During his tenure at the Institute, Diskin was involved with a broad range of activities. He helped create the Latin American Studies Program, served on a committee on minority recruitment and hiring in the humanities department, and was instrumental in developing the anthropology/ archeology exchange program with Wellesley College.

Diskin was the first recipient of the MITJohn Navas Faculty Foreign Travel Fund teaching award in 1982.

In a 1992 Tech Talk interview, Diskin said that his curiosity about Caribbean cultures was sparked by a fascination with the Puerto Ricans who migrated to New York City in his youth.
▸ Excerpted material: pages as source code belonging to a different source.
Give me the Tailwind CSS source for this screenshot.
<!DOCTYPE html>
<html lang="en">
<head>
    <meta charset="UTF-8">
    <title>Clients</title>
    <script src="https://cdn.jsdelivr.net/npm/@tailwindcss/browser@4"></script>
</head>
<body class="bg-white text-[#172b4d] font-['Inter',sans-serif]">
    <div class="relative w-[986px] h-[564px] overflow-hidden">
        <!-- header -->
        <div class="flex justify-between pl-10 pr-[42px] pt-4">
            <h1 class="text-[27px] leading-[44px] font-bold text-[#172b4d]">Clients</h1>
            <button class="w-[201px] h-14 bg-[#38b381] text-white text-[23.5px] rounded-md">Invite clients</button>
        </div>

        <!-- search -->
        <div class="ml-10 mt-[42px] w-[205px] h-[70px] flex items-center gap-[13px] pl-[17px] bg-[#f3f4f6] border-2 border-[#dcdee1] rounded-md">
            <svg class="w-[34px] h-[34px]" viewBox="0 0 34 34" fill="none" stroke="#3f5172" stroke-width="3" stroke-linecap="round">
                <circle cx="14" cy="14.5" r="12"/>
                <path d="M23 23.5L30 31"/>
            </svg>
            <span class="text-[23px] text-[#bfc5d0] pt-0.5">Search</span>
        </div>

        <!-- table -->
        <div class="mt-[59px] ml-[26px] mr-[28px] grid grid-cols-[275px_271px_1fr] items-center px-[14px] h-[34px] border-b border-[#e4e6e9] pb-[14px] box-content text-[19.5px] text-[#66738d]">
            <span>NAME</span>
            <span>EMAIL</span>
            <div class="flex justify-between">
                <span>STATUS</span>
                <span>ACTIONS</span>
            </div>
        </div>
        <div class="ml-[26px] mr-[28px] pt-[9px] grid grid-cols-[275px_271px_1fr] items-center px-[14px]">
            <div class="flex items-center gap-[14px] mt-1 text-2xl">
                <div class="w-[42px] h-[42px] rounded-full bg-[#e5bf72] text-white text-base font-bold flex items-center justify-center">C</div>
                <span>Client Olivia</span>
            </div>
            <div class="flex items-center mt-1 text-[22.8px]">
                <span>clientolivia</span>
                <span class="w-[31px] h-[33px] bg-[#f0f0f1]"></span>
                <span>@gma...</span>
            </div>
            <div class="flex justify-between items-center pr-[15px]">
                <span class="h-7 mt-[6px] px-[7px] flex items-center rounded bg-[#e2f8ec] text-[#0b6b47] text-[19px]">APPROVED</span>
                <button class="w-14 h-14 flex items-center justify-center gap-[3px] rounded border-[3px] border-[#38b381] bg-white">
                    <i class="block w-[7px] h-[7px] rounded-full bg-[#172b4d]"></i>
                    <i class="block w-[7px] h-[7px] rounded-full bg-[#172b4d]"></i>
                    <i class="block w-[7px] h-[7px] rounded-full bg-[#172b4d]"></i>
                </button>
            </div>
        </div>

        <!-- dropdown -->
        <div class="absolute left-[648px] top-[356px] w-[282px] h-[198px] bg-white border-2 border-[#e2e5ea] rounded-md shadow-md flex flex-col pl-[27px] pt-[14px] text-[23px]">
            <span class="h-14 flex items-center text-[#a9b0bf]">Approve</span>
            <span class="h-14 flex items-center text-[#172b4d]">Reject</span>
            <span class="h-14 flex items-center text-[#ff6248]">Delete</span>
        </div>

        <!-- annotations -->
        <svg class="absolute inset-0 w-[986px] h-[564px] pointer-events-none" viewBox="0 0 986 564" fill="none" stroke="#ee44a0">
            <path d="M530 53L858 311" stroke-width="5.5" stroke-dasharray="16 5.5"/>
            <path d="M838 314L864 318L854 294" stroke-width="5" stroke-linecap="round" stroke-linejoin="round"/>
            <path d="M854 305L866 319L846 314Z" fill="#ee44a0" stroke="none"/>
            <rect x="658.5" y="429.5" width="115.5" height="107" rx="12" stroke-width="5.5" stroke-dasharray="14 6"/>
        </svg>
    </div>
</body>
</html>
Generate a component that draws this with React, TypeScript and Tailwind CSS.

His curiosity bloomed a few years later when he worked as a seaman on a Norwegian ship.

"When I discovered in college that I could have a career and make a living studying culture as a systematic phenomenon, traveling, observing human variety and writing about it, it was a revelation,"Diskin said.

For his doctoral thesis, Diskin studied the peasant economy of Oaxaca, Mexico. He wrote a book on the subject, Markets in Oaxaca, with Scott Cook (University of Texas Press, 1976).

At the time of his death he was working on a book on agrarian reform in El Salvador. Diskin was editor of Trouble in Our Backyard: Central America and the United States in the 1980s (Pantheon Books, 1984) and editor and a contributor to El Salvador: Background to the Crisis (Central America Information Office, 1982).

Political activist, advocate

Diskin's anthropological studies often overlapped with his political beliefs. In 1983, he protested the shutdown of El Salvador's National University by the government.

In May, 1985, he was arrested along with several MIT professors and students while protesting the Reagan administration's Nicaraguan policy at the John F. Kennedy federal building in Boston. At the time, Diskin was a spokesman for a group of protesters.

Other activities included visiting political prisoners in Cuba in 1988 and joining a vigil in Lexington, MA for an American nun killed in Nicaragua in 1990.

Recently, Diskin supported the cause of former MIT student Lori Berenson, who was sentenced to life in prison in Peru by a secret military tribunal in early 1996 for alleged treason. In April, 1996 he organized a forum at MIT in support of Berenson, who had previously been a student of his.

Diskin also served as an official election observer in Nicaragua and El Salvador.

"Martin projected a quiet dignity and a reassuring calmness,"Jackson said. "His faith in the peace process and the people of El Salvador, his faith in the advisability of helping people come together and act collectively, his faith that people could determine what is really in their best interests, never faltered."

Raised in Brooklyn

A gardener and musician who also enjoyed playing Mexican folk guitar music, Diskin studied Yiddish in recent years. He was a member of the American Anthropological Society, the American Ethnological Society and the Latin American Studies Association.

Diskin was born August 22, 1934 in Manhattan and grew up in Brooklyn. He is survived by his wife, Vilunya (Firstenberg), a daughter, Leah, a son, Aaron, his mother, Rhoda, and two brothers, Saul and Philip.